W zeszłym sezonie ekipa Realu Saragossa niespodziewanie wygrała na Santiago Bernabeu 3:2 i szanse Królewskich na mistrzostwo drastycznie się zmniejszyły. Wtedy dublet zaliczył Angel Lafita, który otworzył również wynik sobotniego spotkania. Po szybko rozegranym rzucie wolnym 28-latka nie upilnował Pepe. Był to już 10. z rzędu mecz, w którym Real Madryt stracił bramkę na własnym stadionie!

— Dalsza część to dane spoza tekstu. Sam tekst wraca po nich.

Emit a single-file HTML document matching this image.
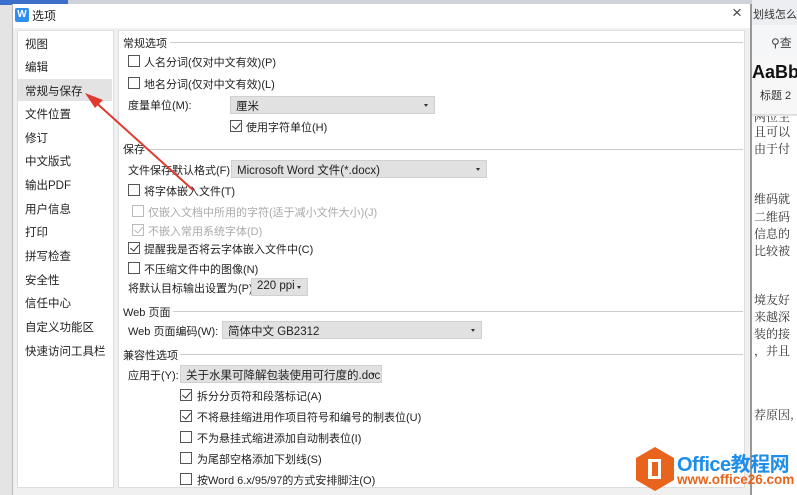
<!DOCTYPE html>
<html><head><meta charset="utf-8"><style>
*{margin:0;padding:0;box-sizing:border-box}
body{width:797px;height:495px;overflow:hidden;position:relative;background:#e4e4e4;font-family:"Liberation Sans","Noto Sans CJK SC",sans-serif;font-size:11px;color:#222}
.a{position:absolute;white-space:nowrap}
.cb{position:absolute;width:12px;height:12px;border:1px solid #555;background:#fff}
.cb.ck::after{content:"";position:absolute;left:3px;top:0px;width:4px;height:7px;border:solid #333;border-width:0 1.3px 1.3px 0;transform:rotate(40deg)}
.cb.dis{border-color:#bbb}.cb.dis.ck::after{border-color:#bbb}
.sel{position:absolute;height:18px;background:#e1e1e1;border:1px solid #d0d0d0;padding:1px 5px;font-size:11.5px;overflow:hidden;white-space:nowrap}
.sel::after{content:"";position:absolute;right:6px;top:7px;border:2px solid transparent;border-top:3px solid #333}
.hl{position:absolute;height:1px;background:#ccc}
.li{position:absolute;left:25px;font-size:11.5px;white-space:nowrap}
.dt{position:absolute;left:2px;font-family:"Noto Serif CJK SC",serif;font-size:12px;color:#333;white-space:nowrap;line-height:14px}
</style></head><body>
<div class="a" style="left:0;top:0;width:68px;height:5px;background:#3b6fc9"></div>
<div class="a" style="left:68px;top:0;width:690px;height:5px;background:#cfd3d9"></div>
<div class="a" style="left:752px;top:0;width:45px;height:25px;background:#eceef1;overflow:hidden"><div class="a" style="left:1px;top:6px;font-size:11px;color:#333">划线怎么办</div></div>
<div class="a" style="left:752px;top:25px;width:45px;height:33px;background:#f5f6f7;overflow:hidden"><div class="a" style="left:19px;top:9px;font-size:12px;color:#444">⚲查</div></div>
<div class="a" style="left:752px;top:58px;width:45px;height:57px;background:#f7f7f7;border-bottom:1px solid #ddd;overflow:hidden">
<div class="a" style="left:0;top:4px;font-size:18px;font-weight:bold;color:#111">AaBb</div>
<div class="a" style="left:8px;top:29px;font-size:11px;color:#333">标题 2</div></div>
<div class="a" style="left:752px;top:116px;width:45px;height:379px;background:#fff;overflow:hidden">
<div class="dt" style="top:-6px">两位主</div>
<div class="dt" style="top:9px">且可以</div>
<div class="dt" style="top:26px">由于付</div>
<div class="dt" style="top:76px">维码就</div>
<div class="dt" style="top:94px">二维码</div>
<div class="dt" style="top:111px">信息的</div>
<div class="dt" style="top:128px">比较被</div>
<div class="dt" style="top:177px">境友好</div>
<div class="dt" style="top:194px">来越深</div>
<div class="dt" style="top:211px">装的接</div>
<div class="dt" style="top:228px">，并且</div>
<div class="dt" style="top:292px">荐原因,</div>
</div>
<div class="a" style="left:12px;top:4px;width:740px;height:491px;background:#f0f0f0;border-left:1px solid #bbb;border-right:2px solid #999"></div>
<div class="a" style="left:13px;top:4px;width:737px;height:24px;background:#fff"></div>
<div class="a" style="left:15px;top:8px;width:14px;height:14px;background:#2f8ef0;border-radius:2px;color:#fff;font-size:10px;font-weight:bold;text-align:center;line-height:14px">W</div>
<div class="a" style="left:32px;top:7px;font-size:12px">选项</div>
<div class="a" style="left:732px;top:3px;font-size:17px;color:#444">×</div>
<div class="a" style="left:17px;top:30px;width:97px;height:458px;background:#fff;border:1px solid #ddd"></div>
<div class="a" style="left:18px;top:79px;width:94px;height:22px;background:#e3e3e3"></div>
<div class="li" style="top:36px">视图</div>
<div class="li" style="top:59px">编辑</div>
<div class="li" style="top:83px">常规与保存</div>
<div class="li" style="top:106px">文件位置</div>
<div class="li" style="top:130px">修订</div>
<div class="li" style="top:153px">中文版式</div>
<div class="li" style="top:177px">输出PDF</div>
<div class="li" style="top:201px">用户信息</div>
<div class="li" style="top:224px">打印</div>
<div class="li" style="top:248px">拼写检查</div>
<div class="li" style="top:272px">安全性</div>
<div class="li" style="top:295px">信任中心</div>
<div class="li" style="top:319px">自定义功能区</div>
<div class="li" style="top:343px">快速访问工具栏</div>
<div class="a" style="left:118px;top:30px;width:627px;height:458px;background:#fff;border:1px solid #ddd"></div>
<div class="a" style="left:123px;top:35px">常规选项</div><div class="hl" style="left:170px;top:42px;width:573px"></div>
<div class="cb" style="left:128px;top:55px"></div><div class="a" style="left:144px;top:54px">人名分词(仅对中文有效)(P)</div>
<div class="cb" style="left:128px;top:77px"></div><div class="a" style="left:144px;top:76px">地名分词(仅对中文有效)(L)</div>
<div class="a" style="left:128px;top:97px">度量单位(M):</div>
<div class="sel" style="left:230px;top:96px;width:205px">厘米</div>
<div class="cb ck" style="left:230px;top:120px"></div><div class="a" style="left:246px;top:119px">使用字符单位(H)</div>
<div class="a" style="left:123px;top:141px">保存</div><div class="hl" style="left:148px;top:149px;width:595px"></div>
<div class="a" style="left:128px;top:162px">文件保存默认格式(F):</div>
<div class="sel" style="left:231px;top:160px;width:256px">Microsoft Word 文件(*.docx)</div>
<div class="cb" style="left:128px;top:184px"></div><div class="a" style="left:144px;top:183px">将字体嵌入文件(T)</div>
<div class="cb dis" style="left:132px;top:205px"></div><div class="a" style="left:148px;top:204px;color:#aaa">仅嵌入文档中所用的字符(适于减小文件大小)(J)</div>
<div class="cb dis ck" style="left:132px;top:224px"></div><div class="a" style="left:148px;top:223px;color:#aaa">不嵌入常用系统字体(D)</div>
<div class="cb ck" style="left:128px;top:242px"></div><div class="a" style="left:144px;top:241px">提醒我是否将云字体嵌入文件中(C)</div>
<div class="cb" style="left:128px;top:262px"></div><div class="a" style="left:144px;top:261px">不压缩文件中的图像(N)</div>
<div class="a" style="left:128px;top:280px">将默认目标输出设置为(P):</div>
<div class="sel" style="left:251px;top:278px;width:57px">220 ppi</div>
<div class="a" style="left:123px;top:304px">Web 页面</div><div class="hl" style="left:173px;top:311px;width:570px"></div>
<div class="a" style="left:128px;top:323px">Web 页面编码(W):</div>
<div class="sel" style="left:222px;top:321px;width:260px">简体中文 GB2312</div>
<div class="a" style="left:123px;top:347px">兼容性选项</div><div class="hl" style="left:180px;top:354px;width:563px"></div>
<div class="a" style="left:128px;top:367px">应用于(Y):</div>
<div class="sel" style="left:180px;top:365px;width:202px">关于水果可降解包装使用可行度的.doc</div>
<div class="cb ck" style="left:180px;top:389px"></div><div class="a" style="left:197px;top:388px">拆分分页符和段落标记(A)</div>
<div class="cb ck" style="left:180px;top:410px"></div><div class="a" style="left:197px;top:409px">不将悬挂缩进用作项目符号和编号的制表位(U)</div>
<div class="cb" style="left:180px;top:431px"></div><div class="a" style="left:197px;top:430px">不为悬挂式缩进添加自动制表位(I)</div>
<div class="cb" style="left:180px;top:452px"></div><div class="a" style="left:197px;top:451px">为尾部空格添加下划线(S)</div>
<div class="cb" style="left:180px;top:473px"></div><div class="a" style="left:197px;top:472px">按Word 6.x/95/97的方式安排脚注(O)</div>
<svg class="a" style="left:0;top:0" width="797" height="495"><line x1="193" y1="190" x2="92" y2="99" stroke="#e0392f" stroke-width="2"/><polygon points="85,93 103,100 95,108" fill="#e0392f"/></svg>
<svg class="a" style="left:634px;top:446px" width="42" height="46"><polygon points="21,1 40,12 40,34 21,45 2,34 2,12" fill="#e8641c"/><rect x="14" y="13" width="13" height="20" fill="#fff"/><rect x="18" y="16" width="6" height="14" fill="#e8641c"/></svg>
<div class="a" style="left:677px;top:448px;font-size:20px;font-weight:bold;color:#1e8ee8;letter-spacing:-0.5px">Office教程网</div>
<div class="a" style="left:677px;top:472px;font-size:13.5px;font-weight:bold;color:#e8641c">www.office26.com</div>
</body></html>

Po golu szybko inicjatywę przejęli miejscowi, a szczególnie aktywny był Kaka, który wykorzystał dopiero trzecią bramkową okazję. Brazylijczyk otrzymał świetnie podanie od Ricardo Carvalho i trafił w sytuacji sam na sam z golkiperem. Aragończycy bronili się dość chaotycznie, jednak podopieczni Jose Mourinho nie potrafili tego wykorzystać i grali w pierwszej odsłonie zdecydowanie zbyt wolno.
Po zmianie stron gospodarze potrzebowali zaledwie czterech minut na bramkę. Po świetnej kombinacyjnej akcji Mesut Oezil wystawił futbolówkę jak na tacy do Cristiano Ronaldo, a Portugalczyk strzelił do pustej siatki. Był to dla niego 24. gol w tym sezonie. Chwilę później defensywa gości ponownie została oszukana szybkimi zagraniami i w krótki róg celnie huknął Oezil. Tym razem asystę na swoje konto zapisał autor pierwszego gola dla miejscowych.
Później miejscowi spuścili z tonu i częściej "gotowało" się pod bramką Ikera Casillasa. Golkiper reprezentacji Hiszpanii spisywał się jednak bez zarzutu i wyszedł zwycięsko nawet z sytuacji oko w oko z Helderem Postigą. Od tego czasu z boiska wiało nudą i gospodarze spokojnie utrzymali zwycięstwo do końca spotkania.
Real Madryt - Real Saragossa 3:1 (1:1)
0:1 - Lafita 11'
1:1 - Kaka 31'
2:1 - Ronaldo 49'
3:1 - Oezil 56'
Składy:
Real Madryt: Casillas - Altintop, Pepe, Carvalho, Marcelo - Xabi Alonso (62' Lass Diarra), Granero - Cristiano Ronaldo, Oezil, Kaka (67' Callejon) - Benzema (72' Higuain).
Real Saragossa: Roberto - Lanzaro, Paredes, Da Silva, Obradovic - Dujmovic, Micael (55' Postiga), Apono, Lafita - Luis Garcia (74' Abraham), Aranda (66' Barrera).
Żółte kartki: Cristiano Ronaldo (Real Madryt) oraz Paredes (Saragossa).
Sędzia: Iturralde Gonzalez.
***
Świetne widowisko zobaczyli kibice zgromadzeni na stadionie Rayo Vallecano. W żywym meczu z Athletic Bilbao beniaminek otworzył rezultat, ale nie zgarnął nawet oczka. W ekipie Basków rewelacyjne spotkanie rozegrał Fernando Llorente. Jeden z kandydatów do wyjazdu na Euro 2012 ustrzelił hat-tricka i ma już 10 bramek na swoim koncie w tym sezonie. W końcówce Rayo miało okazje do wyrównania, ale ostatecznie poniosło drugą porażkę z rzędu.
W spotkaniu dwóch ekip, które w środku tygodnia odpadły z Pucharu Króla lepszy okazał się Espanyol Barcelona. Los Pericos skromnie pokonali Real Mallorkę 1:0 po fatalnym błędzie golkipera Dudu Aouate i bramce Wladimira Weissa. Goście całą drugą połowę grali w osłabieniu po czerwonej kartce dla bramkarza, który za polem karnym powstrzymał wślizgiem Rui Fonte. Telewizyjne powtórki wykazały jednak, że Izraelczyk trafił w piłkę i powinien pozostać na placu gry.
Rayo Vallecano - Athletic Bilbao 2:3 (1:2)
1:0 - Michu 10'
1:1 - Llorente 15'
1:2 - Llorente 22'
2:2 - Arribas 26'
2:3 - Llorente 67'
Espanyol Barcelona - Real Mallorca 1:0 (1:0)
1:0 - Weiss 18'
Czerwona kartka: Aouate /47'/ (Mallorca).